Decentralized exchanges (DEXs) flip the model. You’re not holding user funds. Instead, you’re writing smart contracts that execute trades directly on-chain. On the surface, this sounds easier—but that’s misleading.

You need rock-solid smart contract engineering. Mistakes here aren’t patchable. Once your code is deployed, bugs are forever—or until you redeploy, losing liquidity and users in the process. Think of it as releasing software with no update button.

On the plus side, your backend becomes minimal. You can focus on frontend interfaces and wallet integrations. But performance? That’s dictated by the blockchain you’re building on. Ethereum? Gas fees and speed will be a bottleneck. Solana? Speed’s better, but there are trade-offs in stability and decentralization.

TL;DR: CEXs = more infrastructure, more liability. DEXs = more on-chain complexity and less liability, but also less flexibility in UX.

Legal and Licensing: Compliance or Creative Freedom?

Here’s where it gets real.

If you’re building a centralized exchange, you’re essentially building a financial institution. That means applying for licenses. Plural. Depending on where you operate or onboard users, you may need:

  • Money transmitter licenses (e.g., U.S. MSB registration + state-level licenses)

  • Virtual asset service provider (VASP) compliance (e.g., EU’s MiCA, FATF standards)

  • KYC/AML programs, transaction monitoring, SAR filings

  • In some jurisdictions, even securities licenses if you list certain tokens

This isn’t a one-time effort. Regulatory landscapes are evolving fast, and your compliance team will grow faster than your dev team.

Now, decentralized exchanges? Here’s the nuance. If you’re purely running a smart contract and frontend, with no custody of funds, no KYC, and no fiat on/off ramps, you’re often not considered a money transmitter. You’re publishing code.

But throw in a fiat on-ramp—say, integrating MoonPay or a local banking API—and you’re back in the regulatory net. You’ll need to comply with local financial laws, even if the rest of your stack is decentralized.

Some projects try to dodge this by open-sourcing the code, decentralizing governance via DAOs, and avoiding all fiat integration. This gray zone is shrinking as regulators catch up, but for now, a pure smart contract exchange often doesn’t need a license.

TL;DR: CEX = full compliance mode. DEX = fewer licenses if you stay away from fiat and custodial control.

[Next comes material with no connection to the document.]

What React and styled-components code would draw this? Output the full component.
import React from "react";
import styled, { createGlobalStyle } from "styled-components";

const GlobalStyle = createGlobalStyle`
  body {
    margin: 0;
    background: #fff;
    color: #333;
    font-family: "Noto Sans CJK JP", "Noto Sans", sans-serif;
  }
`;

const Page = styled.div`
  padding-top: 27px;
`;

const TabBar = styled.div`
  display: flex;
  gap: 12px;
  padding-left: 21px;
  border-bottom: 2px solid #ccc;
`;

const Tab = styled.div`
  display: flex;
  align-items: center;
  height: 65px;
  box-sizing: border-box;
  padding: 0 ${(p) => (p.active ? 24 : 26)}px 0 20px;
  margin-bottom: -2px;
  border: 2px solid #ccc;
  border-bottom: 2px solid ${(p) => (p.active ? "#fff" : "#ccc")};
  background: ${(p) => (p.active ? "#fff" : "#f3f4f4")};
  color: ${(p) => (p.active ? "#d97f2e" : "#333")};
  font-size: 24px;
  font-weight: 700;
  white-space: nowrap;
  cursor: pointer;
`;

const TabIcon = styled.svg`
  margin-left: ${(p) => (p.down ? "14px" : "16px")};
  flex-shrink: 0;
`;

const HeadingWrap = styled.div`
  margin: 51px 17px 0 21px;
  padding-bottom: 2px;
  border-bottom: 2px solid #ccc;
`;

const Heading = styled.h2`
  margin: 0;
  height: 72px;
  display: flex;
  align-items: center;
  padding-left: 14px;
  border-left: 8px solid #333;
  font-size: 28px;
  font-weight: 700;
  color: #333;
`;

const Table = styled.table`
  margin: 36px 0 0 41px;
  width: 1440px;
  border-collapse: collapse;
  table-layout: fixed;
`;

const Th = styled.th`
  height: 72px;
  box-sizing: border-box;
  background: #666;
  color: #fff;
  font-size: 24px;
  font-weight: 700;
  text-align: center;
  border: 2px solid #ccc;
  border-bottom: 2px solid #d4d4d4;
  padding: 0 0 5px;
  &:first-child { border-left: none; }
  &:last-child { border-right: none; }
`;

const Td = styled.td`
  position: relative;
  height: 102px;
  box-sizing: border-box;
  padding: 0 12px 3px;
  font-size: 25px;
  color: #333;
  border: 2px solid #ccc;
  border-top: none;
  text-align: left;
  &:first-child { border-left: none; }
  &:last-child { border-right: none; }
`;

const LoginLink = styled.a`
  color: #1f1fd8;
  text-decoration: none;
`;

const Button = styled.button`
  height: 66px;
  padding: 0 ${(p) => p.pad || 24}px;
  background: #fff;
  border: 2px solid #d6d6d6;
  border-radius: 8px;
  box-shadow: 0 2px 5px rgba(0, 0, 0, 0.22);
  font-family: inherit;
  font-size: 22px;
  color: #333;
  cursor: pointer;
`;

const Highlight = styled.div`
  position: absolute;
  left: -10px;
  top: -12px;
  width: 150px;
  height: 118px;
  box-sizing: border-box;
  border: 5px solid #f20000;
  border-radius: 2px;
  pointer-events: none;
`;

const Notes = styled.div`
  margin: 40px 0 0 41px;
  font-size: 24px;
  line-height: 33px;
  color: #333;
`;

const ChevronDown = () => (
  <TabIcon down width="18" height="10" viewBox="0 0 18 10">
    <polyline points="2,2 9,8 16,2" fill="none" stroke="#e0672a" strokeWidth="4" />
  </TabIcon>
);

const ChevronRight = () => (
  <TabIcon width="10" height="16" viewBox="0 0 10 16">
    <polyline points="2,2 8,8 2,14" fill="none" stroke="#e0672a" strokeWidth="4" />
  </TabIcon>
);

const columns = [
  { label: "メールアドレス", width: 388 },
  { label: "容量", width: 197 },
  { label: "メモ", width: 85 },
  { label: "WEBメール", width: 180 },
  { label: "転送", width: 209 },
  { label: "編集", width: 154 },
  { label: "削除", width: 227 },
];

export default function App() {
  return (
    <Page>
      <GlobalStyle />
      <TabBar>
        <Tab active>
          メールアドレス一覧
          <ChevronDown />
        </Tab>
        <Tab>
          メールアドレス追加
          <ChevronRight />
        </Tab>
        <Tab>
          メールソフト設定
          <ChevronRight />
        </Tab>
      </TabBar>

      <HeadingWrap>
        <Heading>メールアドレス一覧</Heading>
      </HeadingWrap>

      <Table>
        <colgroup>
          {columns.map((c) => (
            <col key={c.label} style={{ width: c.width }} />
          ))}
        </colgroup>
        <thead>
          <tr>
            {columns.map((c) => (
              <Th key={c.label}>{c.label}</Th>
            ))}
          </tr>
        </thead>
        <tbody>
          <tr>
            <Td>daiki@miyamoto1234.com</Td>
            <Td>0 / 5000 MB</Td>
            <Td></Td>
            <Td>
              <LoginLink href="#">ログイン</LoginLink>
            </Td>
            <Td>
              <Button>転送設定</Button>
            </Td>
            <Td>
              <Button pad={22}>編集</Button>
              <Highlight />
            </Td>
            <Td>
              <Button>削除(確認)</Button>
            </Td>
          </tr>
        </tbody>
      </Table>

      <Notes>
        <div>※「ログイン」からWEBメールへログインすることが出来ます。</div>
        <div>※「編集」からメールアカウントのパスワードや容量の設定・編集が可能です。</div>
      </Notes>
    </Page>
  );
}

Custody and Risk: Who Holds the Bag?

In a CEX, users deposit funds into wallets you control. That’s great for UX (instant trades, advanced orders), but terrible for risk. You’re a honeypot. Any breach or internal failure—technical or human—and you’re liable. Think Mt. Gox. Think FTX.

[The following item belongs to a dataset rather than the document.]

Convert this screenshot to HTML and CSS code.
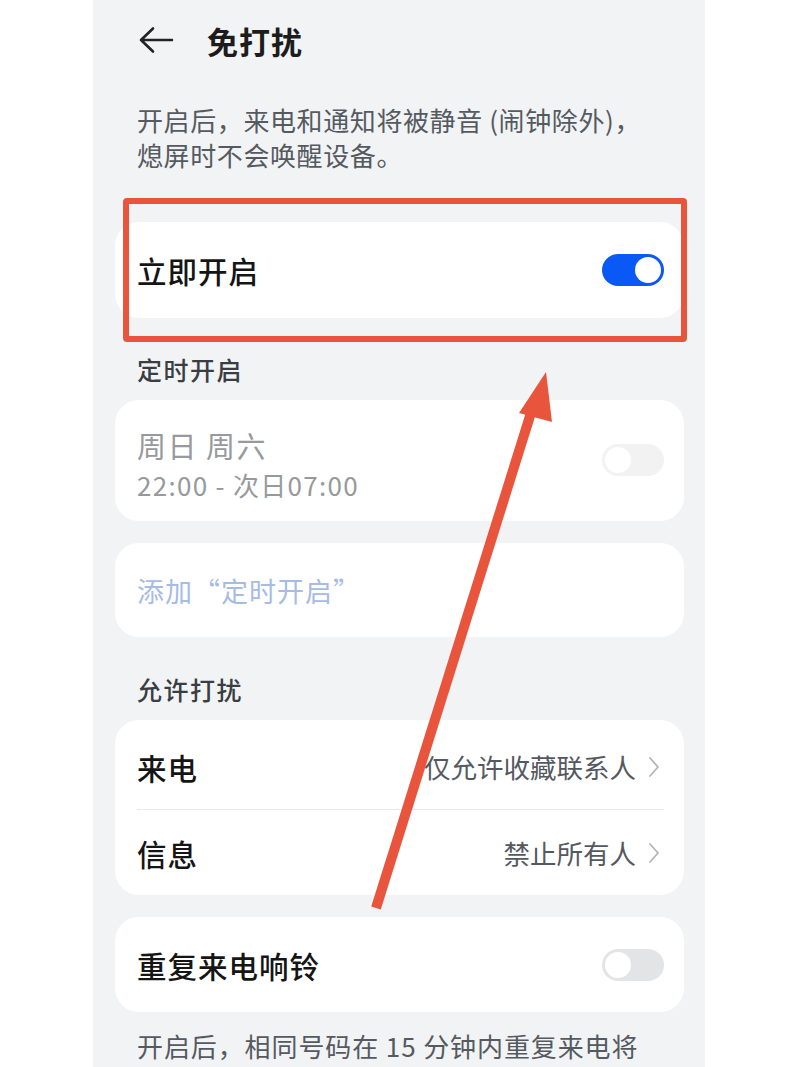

In a DEX, users trade from their own wallets. No custody = no direct liability. But users need to manage their own keys, navigate blockchain quirks, and handle gas fees. It’s more work for them, but less risk for you.

Also, liquidity is trickier. DEXs rely on automated market makers (AMMs) or on-chain order books, which are less capital efficient and more volatile. CEXs can control liquidity, offer incentives, and move faster with market-making.

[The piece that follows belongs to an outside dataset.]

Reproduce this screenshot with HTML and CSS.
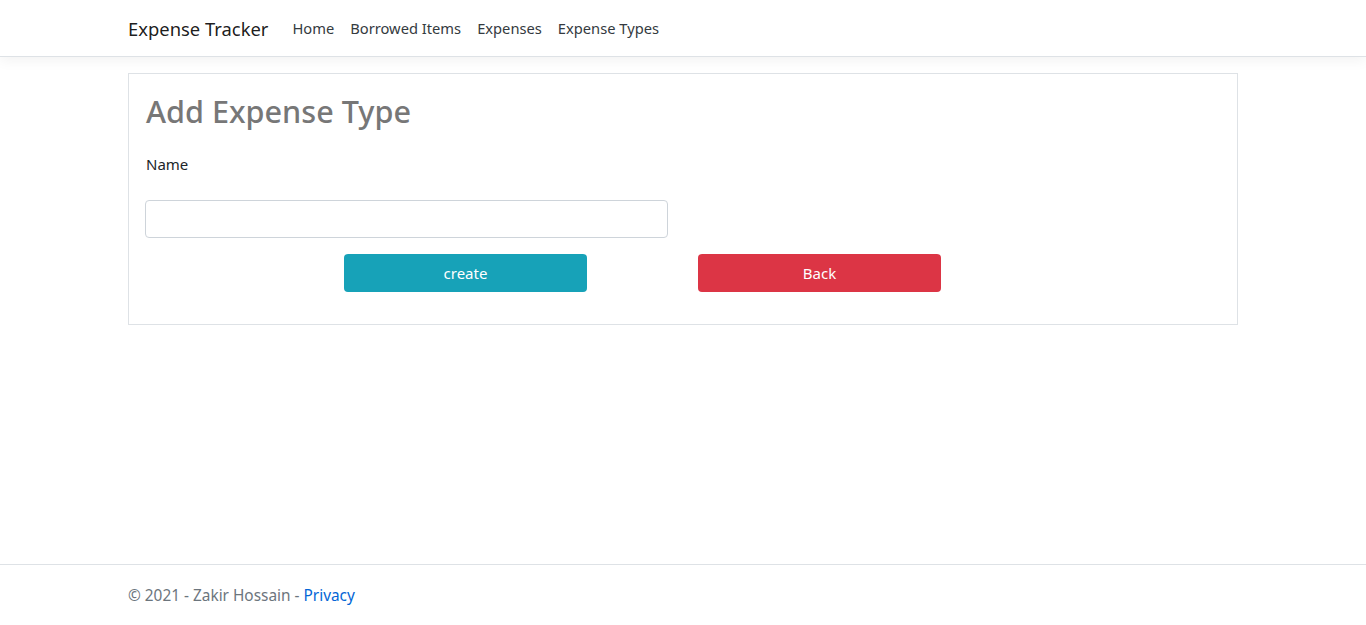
FILE: index.html
```html
<!DOCTYPE html>
<html>
<head>
<meta charset="utf-8">
<title>Add Expense Type</title>
<link rel="stylesheet" href="styles.css">
</head>
<body>
<header class="navbar">
  <div class="container nav-inner">
    <a class="brand" href="#">Expense Tracker</a>
    <nav class="nav-links">
      <a href="#">Home</a>
      <a href="#">Borrowed Items</a>
      <a href="#">Expenses</a>
      <a href="#">Expense Types</a>
    </nav>
  </div>
</header>
<main class="container main">
  <div class="card">
    <h2 class="title">Add Expense Type</h2>
    <label class="label" for="name">Name</label>
    <input class="input" id="name" type="text">
    <div class="actions">
      <button class="btn btn-info">create</button>
      <button class="btn btn-danger">Back</button>
    </div>
  </div>
</main>
<footer class="footer">
  <div class="container footer-inner">© 2021 - Zakir Hossain - <a href="#">Privacy</a></div>
</footer>
</body>
</html>
```
FILE: styles.css
```css
* { box-sizing: border-box; }
html, body { margin: 0; padding: 0; }
body {
  font-family: "Noto Sans", "Open Sans", sans-serif;
  font-size: 15px;
  color: #212529;
  background: #fff;
  min-height: 100vh;
  display: flex;
  flex-direction: column;
}
a { text-decoration: none; }
.container { width: 1110px; margin: 0 auto; }
.navbar {
  height: 57px;
  border-bottom: 1px solid #dee2e6;
  box-shadow: 0 4px 12px rgba(0,0,0,.05);
}
.nav-inner { display: flex; align-items: center; height: 56px; }
.brand { font-size: 18.4px; color: rgba(0,0,0,.9); margin-right: 24px; }
.nav-links { display: flex; gap: 16px; }
.nav-links a { color: #343a40; font-size: 14.7px; }
.main { flex: 1; padding-top: 16px; }
.card {
  border: 1px solid #dee2e6;
  padding: 16px 16px 32px;
  height: 252px;
}
.title {
  margin: 0 0 0 1px;
  font-size: 30.6px;
  font-weight: 500;
  color: #777;
  line-height: 42px;
}
.label { display: block; margin: 21px 0 0 1px; font-size: 15px; line-height: 22px; }
.input {
  display: block;
  margin-top: 25px;
  width: 523px;
  height: 38px;
  border: 1px solid #ced4da;
  border-radius: 4px;
  font: inherit;
  padding: 6px 12px;
}
.actions { display: flex; margin-top: 16px; padding-left: 199px; gap: 111px; }
.btn {
  width: 243px;
  height: 38px;
  border: none;
  border-radius: 4px;
  color: #fff;
  font: inherit;
  font-size: 15px;
}
.btn-info { background: #17a2b8; }
.btn-danger { background: #dc3545; }
.footer { border-top: 1px solid #dee2e6; height: 61px; }
.footer-inner { line-height: 62px; color: #6c757d; font-size: 15.4px; }
.footer-inner a { color: #0366d6; }
```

TL;DR: Custody gives CEXs control, but at huge risk. DEXs offload risk, but sacrifice some user-friendliness.

Go-To-Market Strategy: Who Are You Really Building For?

If you’re targeting institutional clients, fiat onramps, or users who value customer support and polished UX—you’re probably building a CEX. But you’d better bring lawyers, licenses, and capital.

If your target is DeFi-native users, global accessibility, and censorship resistance, DEX is the way. You’ll need great tokenomics, dev talent, and community-building skills.

The CEX route is startup-as-a-bank. The DEX route is startup-as-a-protocol. Both are hard, but the battlefields are different.

Final Thoughts: Choose Your Fight Wisely

Before writing code or raising capital, ask yourself: Do you want to build infrastructure that acts like a bank, or a protocol that enables permissionless trade?

Centralized exchanges are legally intensive, technically burdensome, and high-touch—but they’re profitable if you win. Decentralized exchanges are lean, trustless, and scale globally—but they require precision engineering and a long-term vision for composability.

There’s no one right answer. Just the one that matches your risk appetite, your mission, and your ability to navigate the fire.